Photo courtesy of Texas Parks and Wildlife Department
Enchanted Rock State Natural Area in Fredericksburg is already a designated dark sky park. The town now hopes to follow.

The stars at night could get bigger and brighter in Fredericksburg, as it works to achieve "dark-sky" designation from the International Dark-Sky Association. The effort by the Hill Country city aims to reduce the light pollution to both boost the quality of its stargazing and increase tourism.

"People can get out and see the night skies and take advantage of our natural beauty,” says Marion Wiggins with the Fredericksburg city manager’s office.

Credit Photo courtesy of Texas Parks and Wildlife
This map shows light pollution in Central Texas.
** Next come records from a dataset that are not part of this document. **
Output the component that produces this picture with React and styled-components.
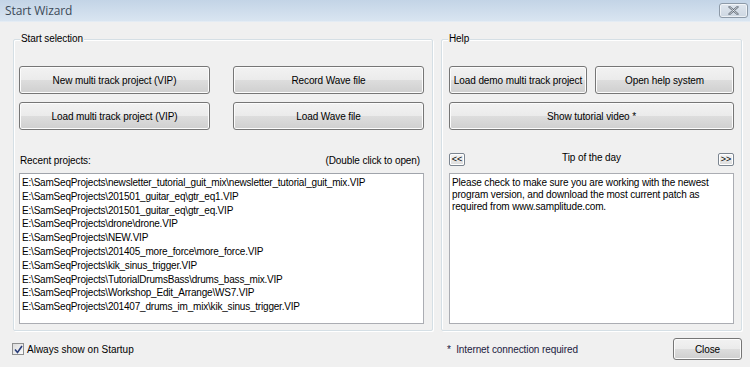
import React from "react";
import styled, { createGlobalStyle } from "styled-components";

const Global = createGlobalStyle`
  html, body { margin: 0; padding: 0; background: #f0f0f0; }
  body { font-family: "Liberation Sans", Arial, sans-serif; font-size: 10px; color: #000; }
  * { box-sizing: border-box; }
`;

const Window = styled.div`
  width: 750px;
  height: 367px;
  display: flex;
  flex-direction: column;
  background: #f0f0f0;
  overflow: hidden;
`;

const TitleBar = styled.div`
  height: 22px;
  flex: none;
  display: flex;
  align-items: center;
  justify-content: space-between;
  padding: 0 2px 0 5px;
  background: linear-gradient(#c3d4e6, #d9e5f1);
  border-bottom: 1px solid #e4ecf4;
`;

const Title = styled.div`
  font-family: "Open Sans", "Liberation Sans", sans-serif;
  font-size: 12px;
  color: #3c4a58;
  letter-spacing: -0.1px;
`;

const CloseX = styled.div`
  width: 29px;
  height: 15px;
  border: 1px solid #8d9aa8;
  border-radius: 3px;
  background: linear-gradient(#dfe6ee, #cdd7e2);
  display: flex;
  align-items: center;
  justify-content: center;
  box-shadow: inset 0 0 0 1px rgba(255,255,255,0.6);
`;

const Body = styled.div`
  flex: 1;
  display: flex;
  flex-direction: column;
  padding: 17px 9px 0 13px;
`;

const Panels = styled.div`
  display: flex;
  gap: 8px;
  height: 292px;
`;

const Group = styled.div`
  position: relative;
  width: ${(p) => p.$w}px;
  border: 1px solid #d5dfe5;
  box-shadow: inset 1px 1px 0 #fff, 1px 1px 0 #fff;
  border-radius: 2px;
  padding: 26px ${(p) => p.$pr}px 6px ${(p) => p.$pl}px;
  display: flex;
  flex-direction: column;
`;

const GroupLabel = styled.span`
  position: absolute;
  top: -8px;
  left: 6px;
  padding: 0 1px;
  background: #f0f0f0;
  line-height: 13px;
  letter-spacing: -0.1px;
`;

const ButtonGrid = styled.div`
  display: grid;
  grid-template-columns: ${(p) => p.$cols};
  column-gap: ${(p) => p.$gap}px;
  row-gap: 8px;
`;

const Button = styled.button`
  grid-column: ${(p) => (p.$span ? "1 / -1" : "auto")};
  height: 28px;
  font-family: "Liberation Sans", Arial, sans-serif;
  font-size: 10px;
  letter-spacing: -0.1px;
  color: #000;
  padding: 0;
  border: 1px solid #767676;
  border-radius: 3px;
  background: linear-gradient(#f2f2f2 0%, #ebebeb 50%, #dddddd 51%, #cfcfcf 100%);
  box-shadow: inset 0 0 0 1px #fcfcfc;
  white-space: nowrap;
`;

const ListHeader = styled.div`
  display: flex;
  justify-content: space-between;
  align-items: center;
  height: 13px;
  margin: 24px 0 6px 0;
  padding: 0 4px 0 1px;
  letter-spacing: -0.1px;
`;

const ListBox = styled.div`
  flex: 1;
  background: #fff;
  border: 1px solid #abadb3;
  border-top-color: #a0a4ab;
  padding: 2px 2px;
`;

const ListItem = styled.div`
  line-height: 13.8px;
  white-space: nowrap;
  letter-spacing: -0.2px;
`;

const TipRow = styled.div`
  display: flex;
  align-items: flex-start;
  justify-content: space-between;
  margin: 23px 0 7px 0;
  height: 13px;
`;

const SmallButton = styled.button`
  width: 16px;
  height: 13px;
  padding: 0;
  font-family: "Liberation Sans", Arial, sans-serif;
  font-size: 9px;
  line-height: 9px;
  color: #000;
  border: 1px solid #7c8590;
  border-radius: 2px;
  background: linear-gradient(#f6f6f6, #dcdcdc);
  box-shadow: inset 0 0 0 1px #fff;
`;

const TipTitle = styled.span`
  letter-spacing: -0.1px;
  line-height: 10px;
`;

const TipBox = styled.div`
  flex: 1;
  background: #fff;
  border: 1px solid #abadb3;
  padding: 3px 2px;
  line-height: 12px;
  letter-spacing: -0.15px;
`;

const Footer = styled.div`
  display: flex;
  align-items: center;
  height: 36px;
`;

const CheckWrap = styled.label`
  display: flex;
  align-items: center;
  gap: 3px;
  margin-left: -1px;
  width: 435px;
`;

const CheckBox = styled.span`
  width: 12px;
  height: 12px;
  border: 1px solid #8e8f8f;
  background: linear-gradient(135deg, #dcdcdc, #fafafa);
  display: flex;
  align-items: center;
  justify-content: center;
`;

const Note = styled.div`
  flex: 1;
  color: #1a1a40;
  letter-spacing: -0.1px;
  padding-top: 1px;
`;

const CloseButton = styled(Button)`
  width: 69px;
  height: 22px;
  margin-right: -1px;
`;

const recent = [
  "E:\\SamSeqProjects\\newsletter_tutorial_guit_mix\\newsletter_tutorial_guit_mix.VIP",
  "E:\\SamSeqProjects\\201501_guitar_eq\\gtr_eq1.VIP",
  "E:\\SamSeqProjects\\201501_guitar_eq\\gtr_eq.VIP",
  "E:\\SamSeqProjects\\drone\\drone.VIP",
  "E:\\SamSeqProjects\\NEW.VIP",
  "E:\\SamSeqProjects\\201405_more_force\\more_force.VIP",
  "E:\\SamSeqProjects\\kik_sinus_trigger.VIP",
  "E:\\SamSeqProjects\\TutorialDrumsBass\\drums_bass_mix.VIP",
  "E:\\SamSeqProjects\\Workshop_Edit_Arrange\\WS7.VIP",
  "E:\\SamSeqProjects\\201407_drums_im_mix\\kik_sinus_trigger.VIP",
];

export default function App() {
  return (
    <Window>
      <Global />
      <TitleBar>
        <Title>Start Wizard</Title>
        <CloseX>
          <svg width="11" height="9" viewBox="0 0 11 9">
            <path d="M1.5 1 L9.5 8 M9.5 1 L1.5 8" stroke="#5b6572" strokeWidth="2.2" strokeLinecap="round" />
            <path d="M1.5 1 L9.5 8 M9.5 1 L1.5 8" stroke="#f4f6f8" strokeWidth="0.8" strokeLinecap="round" />
          </svg>
        </CloseX>
      </TitleBar>
      <Body>
        <Panels>
          <Group $w={420} $pl={5} $pr={8}>
            <GroupLabel>Start selection</GroupLabel>
            <ButtonGrid $cols="191px 191px" $gap={23}>
              <Button>New multi track project (VIP)</Button>
              <Button>Record Wave file</Button>
              <Button>Load multi track project (VIP)</Button>
              <Button>Load Wave file</Button>
            </ButtonGrid>
            <ListHeader>
              <span>Recent projects:</span>
              <span>(Double click to open)</span>
            </ListHeader>
            <ListBox>
              {recent.map((r) => (
                <ListItem key={r}>{r}</ListItem>
              ))}
            </ListBox>
          </Group>
          <Group $w={302} $pl={7} $pr={7}>
            <GroupLabel>Help</GroupLabel>
            <ButtonGrid $cols="138px 139px" $gap={8}>
              <Button>Load demo multi track project</Button>
              <Button>Open help system</Button>
              <Button $span>Show tutorial video *</Button>
            </ButtonGrid>
            <TipRow>
              <SmallButton>&lt;&lt;</SmallButton>
              <TipTitle>Tip of the day</TipTitle>
              <SmallButton>&gt;&gt;</SmallButton>
            </TipRow>
            <TipBox>
              Please check to make sure you are working with the newest program version, and download the most current patch as required from www.samplitude.com.
            </TipBox>
          </Group>
        </Panels>
        <Footer>
          <CheckWrap>
            <CheckBox>
              <svg width="9" height="9" viewBox="0 0 9 9">
                <path d="M1 4.5 L3.5 7.5 L8 1" fill="none" stroke="#2a3e7a" strokeWidth="1.6" />
              </svg>
            </CheckBox>
            <span>Always show on Startup</span>
          </CheckWrap>
          <Note>*&nbsp; Internet connection required</Note>
          <CloseButton>Close</CloseButton>
        </Footer>
      </Body>
    </Window>
  );
}
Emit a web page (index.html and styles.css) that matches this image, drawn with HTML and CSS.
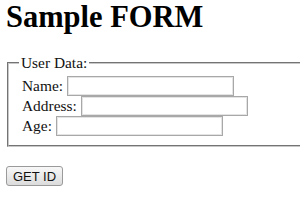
FILE: index.html
```html
<!DOCTYPE html>
<html>
<head>
<meta charset="utf-8">
<title>Sample FORM</title>
<link rel="stylesheet" href="styles.css">
</head>
<body>
<div class="page">
  <h1 class="title">Sample FORM</h1>
  <form class="form">
    <fieldset class="group">
      <legend class="legend">User Data:</legend>
      <div class="row"><label class="lbl">Name:</label> <input class="field" type="text"></div>
      <div class="row"><label class="lbl">Address:</label> <input class="field" type="text"></div>
      <div class="row"><label class="lbl">Age:</label> <input class="field" type="text"></div>
    </fieldset>
    <button class="btn" type="button">GET ID</button>
  </form>
</div>
</body>
</html>
```
FILE: styles.css
```css
html, body {
  margin: 0;
  padding: 0;
  overflow: hidden;
  background: #fff;
}
.page {
  padding: 0 0 0 6px;
  font-family: "Liberation Serif", "Times New Roman", serif;
  color: #111;
}
.title {
  margin: 0;
  font-size: 30.5px;
  line-height: 34px;
  font-weight: bold;
  color: #000;
}
.form {
  margin: 0;
}
.group {
  width: 320px;
  margin: 20px 0 0 1px;
  padding: 4px 13px 9px 13px;
  border: 2px groove #c8c8c8;
  font-size: 15.4px;
}
.legend {
  padding: 0 2px;
  margin-left: -3px;
  line-height: 18px;
}
.row {
  display: flex;
  align-items: center;
  gap: 4px;
  height: 20px;
  line-height: 20px;
}
.lbl {
  white-space: nowrap;
}
.field {
  box-sizing: border-box;
  width: 167px;
  height: 20px;
  margin: 0;
  padding: 0;
  border: 1px solid #a8a8a8;
  box-shadow: inset 0 0 0 1px #e4e4e4;
  background: #fff;
}
.btn {
  display: block;
  box-sizing: border-box;
  margin: 19px 0 0 0;
  width: 57px;
  height: 20px;
  padding: 0;
  font-family: "Liberation Sans", Arial, sans-serif;
  font-size: 13px;
  color: #111;
  border: 1px solid #9a9a9a;
  border-radius: 3px;
  background: linear-gradient(#f8f8f8, #dcdcdc);
}
```
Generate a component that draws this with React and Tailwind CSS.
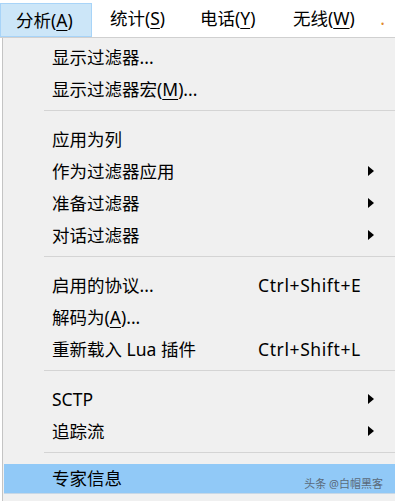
import React from "react";

const font = { fontFamily: '"Noto Sans", "Noto Sans CJK SC", sans-serif' };

function Arrow() {
  return (
    <svg width="6" height="10" viewBox="0 0 6 10" className="block">
      <path d="M0 0 L6 5 L0 10 Z" fill="#000" />
    </svg>
  );
}

function Row({ label, shortcut, sub }) {
  return (
    <div className="flex h-8 items-center text-[17.5px] text-black">
      <div className="w-[255px] pl-[49px] whitespace-nowrap">{label}</div>
      <div className="flex-1 whitespace-nowrap tracking-[0.6px]">{shortcut}</div>
      <div className="w-[6px] mr-[21px]">{sub && <Arrow />}</div>
    </div>
  );
}

function Sep({ h = "h-[18px]" }) {
  return (
    <div className={`${h} pt-[5px] pl-[41px]`}>
      <div className="border-t border-[#d4d4d4]" />
    </div>
  );
}

const U = ({ children }) => <span className="underline underline-offset-[3px] decoration-1">{children}</span>;

export default function App() {
  return (
    <div className="w-[395px] h-[501px] overflow-hidden bg-white" style={font}>
      {/* menu bar */}
      <div className="flex h-[38px] border-b border-[#d0d0d0] text-[17.5px] text-black">
        <div className="mt-[3px] h-[34px] w-[92px] border border-[#a8d4f8] bg-[#cce6f8] pl-[15px] flex items-center whitespace-nowrap">
          分析(<U>A</U>)
        </div>
        <div className="w-[90px] pl-[18px] flex items-center whitespace-nowrap">统计(<U>S</U>)</div>
        <div className="w-[93px] pl-[18px] flex items-center whitespace-nowrap">电话(<U>Y</U>)</div>
        <div className="w-[100px] pl-[18px] flex items-center whitespace-nowrap">
          无线(<U>W</U>)
          <span className="ml-auto mr-[-10px] text-[#e08a2c]">.</span>
        </div>
      </div>

      {/* dropdown */}
      <div className="ml-[2px] border-l border-[#c4c4c4] bg-[#f0f0f0] pt-[3px] h-[463px]">
        <Row label="显示过滤器..." />
        <Row label={<>显示过滤器宏(<U>M</U>)...</>} />
        <Sep />
        <Row label="应用为列" />
        <Row label="作为过滤器应用" sub />
        <Row label="准备过滤器" sub />
        <Row label="对话过滤器" sub />
        <Sep />
        <Row label="启用的协议..." shortcut="Ctrl+Shift+E" />
        <Row label={<>解码为(<U>A</U>)...</>} />
        <Row label="重新载入 Lua 插件" shortcut="Ctrl+Shift+L" />
        <Sep />
        <Row label="SCTP" sub />
        <Row label="追踪流" sub />
        <Sep h="h-[17px]" />
        <div className="ml-[1px] flex h-[30px] items-center bg-[#91c9f7] border-b border-[#c8d8e6] text-[17.5px] text-black">
          <div className="pl-[48px] whitespace-nowrap">专家信息</div>
          <div className="ml-auto mr-[12px] mt-[12px] text-[11px] text-[#5a6a7a] whitespace-nowrap">头条 @白帽黑客</div>
        </div>
      </div>
    </div>
  );
}
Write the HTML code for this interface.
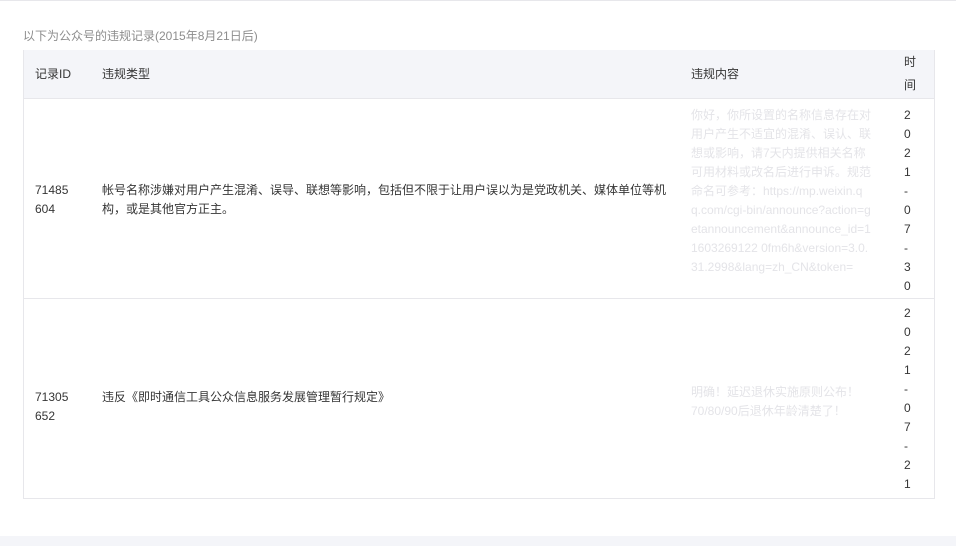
<!DOCTYPE html>
<html><head><meta charset="utf-8"><style>
body{margin:0;width:956px;height:546px;background:#fff;font-family:"Liberation Sans","Noto Sans CJK SC",sans-serif;font-size:12px;color:#353535;position:relative;overflow:hidden}
.top{position:absolute;left:0;top:0;width:956px;height:1px;background:#e7e7eb}
.cap{position:absolute;left:23px;top:27px;color:#8d8d8d;font-size:12px}
.tbl{position:absolute;left:23px;top:50px;width:910px;height:448px;border:1px solid #e7e7eb;border-top:none}
.hd{position:absolute;left:0;top:0;width:910px;height:48px;background:#f4f5f9;border-bottom:1px solid #e7e7eb}
.t{position:absolute;line-height:19px}
.sep{position:absolute;left:0;top:248px;width:910px;height:1px;background:#e7e7eb}
.foot{position:absolute;left:0;top:536px;width:956px;height:10px;background:#f4f5f9}
.faint{color:#e4e4e8}
.vert{width:8px;word-break:break-all}
</style></head><body>
<div class="top"></div>
<div class="cap">以下为公众号的违规记录(2015年8月21日后)</div>
<div class="tbl">
<div class="hd"></div>
<div class="t" style="left:11px;top:15px">记录ID</div>
<div class="t" style="left:78px;top:15px">违规类型</div>
<div class="t" style="left:667px;top:15px">违规内容</div>
<div class="t" style="left:880px;top:1px;line-height:23px;width:14px">时间</div>
<div class="t" style="left:11px;top:131px;width:40px">71485 604</div>
<div class="t" style="left:78px;top:131px;width:570px">帐号名称涉嫌对用户产生混淆、误导、联想等影响，包括但不限于让用户误以为是党政机关、媒体单位等机构，或是其他官方正主。</div>
<div class="t faint" style="left:667px;top:56px;width:180px;word-break:break-all">你好，你所设置的名称信息存在对用户产生不适宜的混淆、误认、联想或影响，请7天内提供相关名称可用材料或改名后进行申诉。规范命名可参考：https://mp.weixin.qq.com/cgi-bin/announce?action=getannouncement&amp;announce_id=11603269122 0fm6h&amp;version=3.0.31.2998&amp;lang=zh_CN&amp;token=</div>
<div class="t vert" style="left:880px;top:56px">2021-07-30</div>
<div class="sep"></div>
<div class="t" style="left:11px;top:338px;width:40px">71305 652</div>
<div class="t" style="left:78px;top:338px">违反《即时通信工具公众信息服务发展管理暂行规定》</div>
<div class="t faint" style="left:667px;top:333px;width:180px">明确！延迟退休实施原则公布！70/80/90后退休年龄清楚了！</div>
<div class="t vert" style="left:880px;top:254px">2021-07-21</div>
</div>
<div class="foot"></div>
</body></html>
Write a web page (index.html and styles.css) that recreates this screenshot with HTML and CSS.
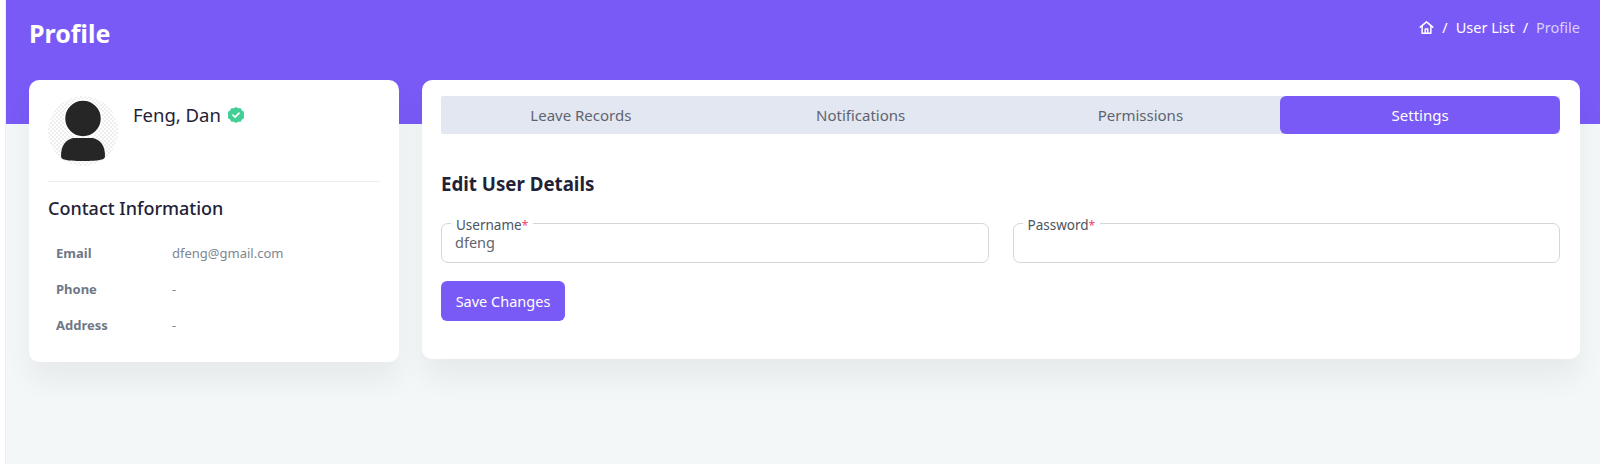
FILE: index.html
```html
<!DOCTYPE html>
<html lang="en">
<head>
  <meta charset="UTF-8">
  <meta name="viewport" content="width=device-width, initial-scale=1.0">
  <title>Profile</title>
  <link rel="stylesheet" href="styles.css">
</head>
<body>
  <div class="rail"></div>

  <main class="main">
    <header class="hero">
      <h1>Profile</h1>
      <nav class="crumbs">
        <a href="#" class="crumb-home" aria-label="Home">
          <svg width="15" height="15" viewBox="0 0 24 24" fill="none" stroke="#fff" stroke-width="2.400" stroke-linejoin="round" stroke-linecap="round">
            <path d="M2 11.500 12 3l10 8.500"/>
            <path d="M5 9.500V21h14V9.500"/>
            <path d="M10 21v-6.500h4V21"/>
          </svg>
        </a>
        <span class="sep">/</span>
        <a href="#">User List</a>
        <span class="sep">/</span>
        <span class="crumb-current">Profile</span>
      </nav>
    </header>

    <div class="content">
      <aside class="card user-card">
        <div class="user-head">
          <svg class="avatar" width="70" height="70" viewBox="0 0 70 70">
            <defs>
              <pattern id="checks" width="4" height="4" patternUnits="userSpaceOnUse">
                <rect width="4" height="4" fill="#fff"/>
                <rect width="2" height="2" fill="#efefef"/>
                <rect x="2" y="2" width="2" height="2" fill="#efefef"/>
              </pattern>
            </defs>
            <circle cx="35" cy="35" r="35" fill="url(#checks)"/>
            <path d="M13 60c0-10 4-16 12-18h20c8 2 12 8 12 18 0 2-1 3-3 3.500-7 2-31 2-38 0-2-.5-3-1.500-3-3.500z" fill="#262626"/>
            <circle cx="35" cy="22.500" r="18.500" fill="#262626" stroke="#fff" stroke-width="1.500"/>
          </svg>
          <div class="user-name">
            Feng, Dan
            <svg class="badge" width="16" height="16" viewBox="0 0 16 16">
              <path d="M8 0l2.200 1.300 2.500-.1 1.200 2.200 2.100 1.300-.1 2.500L16 8l-.1.800.1 2.500-2.100 1.300-1.200 2.200-2.500-.1L8 16l-2.200-1.300-2.500.1-1.200-2.200L0 11.300l.1-2.500L0 8l.1-.8L0 4.700l2.100-1.300 1.200-2.200 2.500.1z" fill="#41cf95"/>
              <path d="M5 8.200l2.100 2 3.900-4" fill="none" stroke="#fff" stroke-width="1.800" stroke-linecap="round" stroke-linejoin="round"/>
            </svg>
          </div>
        </div>

        <h2 class="contact-title">Contact Information</h2>
        <table class="contact-table">
          <tr><th>Email</th><td>dfeng@gmail.com</td></tr>
          <tr><th>Phone</th><td>-</td></tr>
          <tr><th>Address</th><td>-</td></tr>
        </table>
      </aside>

      <section class="card detail-card">
        <div class="tabs">
          <a href="#" class="tab">Leave Records</a>
          <a href="#" class="tab">Notifications</a>
          <a href="#" class="tab">Permissions</a>
          <a href="#" class="tab active">Settings</a>
        </div>

        <h2 class="form-title">Edit User Details</h2>
        <form>
          <div class="form-row">
            <fieldset class="field">
              <legend>Username<span class="req">*</span></legend>
              <input type="text" value="dfeng">
            </fieldset>
            <fieldset class="field">
              <legend>Password<span class="req">*</span></legend>
              <input type="password">
            </fieldset>
          </div>
          <button type="submit" class="save-btn">Save Changes</button>
        </form>
      </section>
    </div>
  </main>
</body>
</html>
```

FILE: styles.css
```css
* {
  box-sizing: border-box;
}
body {
  font-family: 'Noto Sans', 'Lato', sans-serif;
  background-color: #f4f7f8;
  margin: 0;
  height: 464px;
  overflow: hidden;
  display: flex;
  color: #1f2238;
}
.rail {
  width: 6px;
  flex-shrink: 0;
  background-color: #fff;
  border-right: 1px solid #eceff2;
}
.main {
  flex: 1;
  min-width: 0;
}
.hero {
  height: 124px;
  background-color: #7a5af6;
  padding: 15px 20px 0 23px;
  display: flex;
  justify-content: space-between;
  align-items: flex-start;
  color: #fff;
}
.hero h1 {
  margin: 0;
  font-size: 25px;
  line-height: 36px;
  font-weight: 700;
}
.crumbs {
  display: flex;
  align-items: center;
  gap: 8px;
  font-size: 14.500px;
  line-height: 24px;
}
.crumbs a {
  color: #fff;
  text-decoration: none;
}
.crumb-home {
  display: flex;
}
.crumb-current {
  color: #d9d0fd;
}
.content {
  display: flex;
  align-items: flex-start;
  gap: 23px;
  margin-top: -44px;
  padding: 0 20px 0 23px;
}
.card {
  background-color: #fff;
  border-radius: 10px;
  box-shadow: 0 20px 27px rgba(0, 0, 0, 0.05);
}
.user-card {
  width: 370px;
  height: 282px;
  flex-shrink: 0;
  padding: 16px 19px;
}
.user-head {
  display: flex;
  gap: 15px;
  padding-bottom: 15px;
  border-bottom: 1px solid #ebedef;
}
.avatar {
  display: block;
}
.user-name {
  font-size: 18.500px;
  line-height: 24px;
  margin-top: 7px;
  display: flex;
  align-items: center;
  gap: 7px;
  height: 24px;
}
.contact-title {
  margin: 14px 0 0;
  font-size: 18px;
  line-height: 24px;
  font-weight: 500;
}
.contact-table {
  border-collapse: collapse;
  margin-top: 15px;
  font-size: 13px;
}
.contact-table th {
  width: 124px;
  height: 36px;
  padding: 0 0 0 8px;
  text-align: left;
  font-weight: 700;
  color: #6f7785;
}
.contact-table td {
  padding: 0;
  color: #7d8592;
}
.detail-card {
  flex: 1;
  min-width: 0;
  height: 279px;
  padding: 16px 20px 16px 19px;
}
.tabs {
  display: grid;
  grid-template-columns: repeat(4, 1fr);
  background-color: #e3e7f1;
  height: 38px;
  border-radius: 2px;
}
.tab {
  display: flex;
  align-items: center;
  justify-content: center;
  color: #5d6470;
  text-decoration: none;
  font-size: 15px;
}
.tab.active {
  background-color: #7a5af6;
  color: #fff;
  border-radius: 6px;
}
.form-title {
  margin: 38px 0 0;
  font-size: 18.700px;
  line-height: 24px;
  font-weight: 700;
}
.form-row {
  display: grid;
  grid-template-columns: 1fr 1fr;
  gap: 24px;
  margin-top: 18px;
}
.field {
  margin: 0;
  min-width: 0;
  height: 49px;
  padding: 0 13px;
  border: 1px solid #d3d6da;
  border-radius: 7px;
}
.field legend {
  margin-left: -4px;
  padding: 4px 5px 0;
  font-size: 13.500px;
  line-height: 14px;
  color: #4c5361;
}
.req {
  color: #f1416c;
  font-size: 12px;
}
.field input {
  display: block;
  width: 100%;
  border: none;
  outline: none;
  padding: 0;
  margin-top: -1px;
  background: none;
  font-family: inherit;
  font-size: 14.500px;
  line-height: 20px;
  height: 20px;
  color: #5f6673;
}
.save-btn {
  display: block;
  margin-top: 18px;
  width: 124px;
  height: 40px;
  background-color: #7a5af6;
  color: white;
  border: none;
  border-radius: 6px;
  font-family: inherit;
  font-size: 14.500px;
  cursor: pointer;
}
```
Enchanted Rock State Natural Area, in Fredericksburg, is marked in the center.

To lower its light pollution, the city is replacing streetlights with LED bulbs that face directly toward the ground. It also passed an ordinance requiring new construction to make the switch to LED. Currently, there are only two other dark-sky cities in Texas ­– Horseshoe Bay and Dripping Springs.

Wiggins says dark skies provide benefits beyond tourism. 

"Nighttime wildlife and daytime wildlife could get confused by a lot of bright lights,” she says.

The effort could also further improve nighttime views from nearby Enchanted Rock State Natural Area, which is already has a dark-sky designation.

The city will measure light pollution with sensors that monitor how much light is emitted. Wiggins says it hopes to officially achieve dark-sky designation by November.